The U.S. Justice Department has quietly dropped an antitrust investigation into the surcharge policies of the nation’s largest networks of automated teller machines.
Antitrust enforcers had examined whether big banks, which dominate large ATM networks, illegally prevented smaller members from forming alliances that wouldn’t impose fees on one another’s customers. Small banks and credit unions use alliances as a tool to keep customers from switching to rivals with wider networks.
The probe might have helped spur changes in the industry. Honor Technologies Inc. and Star System Inc., the two largest networks, combined forces this year and adopted Honor’s policy of letting members form surcharge-free alliances. They joined other networks that already permitted such agreements.
“When the department looked into it, there was a broad reaction by the networks toward allowing some of these kinds of organizations to form,” said Stephen Mahinka, a lawyer for Concord EFS Inc.'s MAC network.
Justice Department spokeswoman Jennifer Rose confirmed that the government closed its investigation earlier this year, although she wouldn’t provide details about the probe. The department revealed the investigation in July 1998.
ATM surcharges have become a target for consumer advocates and legislators. Imposed on non-customers--typically at $1 or $1.50 per transaction--they come on top of charges already imposed by the ATM user’s own banking institution.
Three years after MasterCard International Inc.'s Cirrus and Visa International Inc.'s Plus networks first permitted them, the fees are a significant revenue source for banks. They generate more than $2 billion a year, according to a recent survey by the U.S. Public Interest Research Group. Of the banks surveyed by the consumer group, more than 93% imposed surcharges.
Antitrust enforcers last year sent civil subpoenas to several ATM networks.
At the time, Star barred alliances within its network, saying all its cardholders should get the same treatment at ATMs. Other networks, including Honor and NYCE Corp., were in the process of lifting similar policies, in part because of complaints from some members.

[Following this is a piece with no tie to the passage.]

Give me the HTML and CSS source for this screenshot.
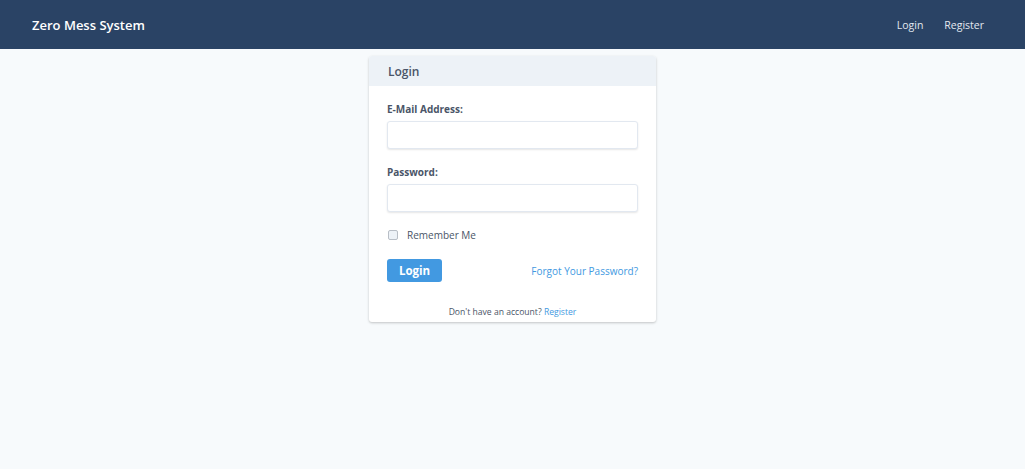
FILE: index.html
```html
<!DOCTYPE html>
<html>
<head>
    <title>Zero Mess System</title>
    <link rel="stylesheet" href="styles.css">
</head>
<body>
    <nav class="site-nav">
        <a href="/" class="brand">Zero Mess System</a>
        <div class="nav-links">
            <a href="/login">Login</a>
            <a href="/register">Register</a>
        </div>
    </nav>

    <main class="content">
        <div class="card">
            <div class="card-header">Login</div>
            <form class="card-body">
                <div class="field">
                    <label for="email">E-Mail Address:</label>
                    <input type="email" id="email" name="email">
                </div>
                <div class="field">
                    <label for="password">Password:</label>
                    <input type="password" id="password" name="password">
                </div>
                <label class="remember">
                    <input type="checkbox" name="remember">
                    <span>Remember Me</span>
                </label>
                <div class="actions">
                    <button type="submit" class="btn">Login</button>
                    <a href="/password/reset" class="link">Forgot Your Password?</a>
                </div>
                <p class="signup">Don't have an account? <a href="/register" class="link">Register</a></p>
            </form>
        </div>
    </main>
</body>
</html>
```

FILE: styles.css
```css
body {
    font-family: 'Open Sans', sans-serif;
    margin: 0;
    padding: 0;
    background-color: #f7fafc;
    color: #4a5568;
    min-height: 100vh;
}

.site-nav {
    background-color: #2a4365;
    height: 49px;
    display: flex;
    align-items: center;
    justify-content: space-between;
    padding: 1px 41px 0 32px;
    box-sizing: border-box;
}

.brand {
    color: #fff;
    font-size: 13px;
    font-weight: 600;
    text-decoration: none;
}

.nav-links {
    display: flex;
    gap: 21px;
}

.nav-links a {
    color: #e2e8f0;
    font-size: 10.5px;
    text-decoration: none;
}

.content {
    display: flex;
    justify-content: center;
    padding-top: 7px;
}

.card {
    width: 287px;
    background-color: #fff;
    border-radius: 3px;
    box-shadow: 0 1px 3px rgba(0, 0, 0, 0.15), 0 1px 2px rgba(0, 0, 0, 0.08);
    overflow: hidden;
}

.card-header {
    background-color: #edf2f7;
    height: 30px;
    line-height: 31px;
    padding: 0 19px;
    font-size: 12px;
    font-weight: 600;
    color: #4a5568;
}

.card-body {
    padding: 15px 18px 0;
    display: flex;
    flex-direction: column;
}

.field {
    margin-bottom: 15px;
}

.field label {
    display: block;
    font-size: 10px;
    font-weight: 700;
    line-height: 16px;
    color: #4a5568;
    margin-bottom: 4px;
}

.field input {
    width: 100%;
    height: 28px;
    box-sizing: border-box;
    border: 1px solid #e2e8f0;
    border-radius: 3px;
    box-shadow: 0 1px 2px rgba(0, 0, 0, 0.1);
    padding: 0 8px;
    outline: none;
}

.remember {
    display: flex;
    align-items: center;
    gap: 9px;
    font-size: 10px;
    color: #4a5568;
    margin-top: 1px;
}

.remember input {
    appearance: none;
    width: 10px;
    height: 10px;
    margin: 0 0 0 1px;
    border: 1px solid #b8bec6;
    border-radius: 2px;
    background-color: #edf2f7;
}

.actions {
    display: flex;
    align-items: center;
    justify-content: space-between;
    margin-top: 17px;
}

.btn {
    background-color: #4299e1;
    color: #fff;
    border: none;
    border-radius: 3px;
    height: 23px;
    padding: 0 12px;
    font-family: inherit;
    font-size: 11.5px;
    font-weight: 700;
}

.link {
    color: #4299e1;
    font-size: 10px;
    text-decoration: none;
}

.signup {
    text-align: center;
    font-size: 8.6px;
    color: #4a5568;
    margin: 24px 0 4px;
}

.signup .link {
    font-size: 8.6px;
}
```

Even though the major networks now permit the alliances--removing the government objections--they haven’t proved as popular as some had expected. Only a “very small group” of banks have taken advantage of Star System’s new policy, said Nikki Waters, the network’s executive vice president.
Banks are also fighting courtroom and legislative battles over the surcharges. In Connecticut, the state’s attempt to ban the fees has sparked a series of legal challenges from Fleet Financial Group Inc. and First Union Corp.
And on a national level, the Clinton administration is pushing for legislation, over the opposition of banking lobbyists, to require prominent disclosure of fees ATMs charge.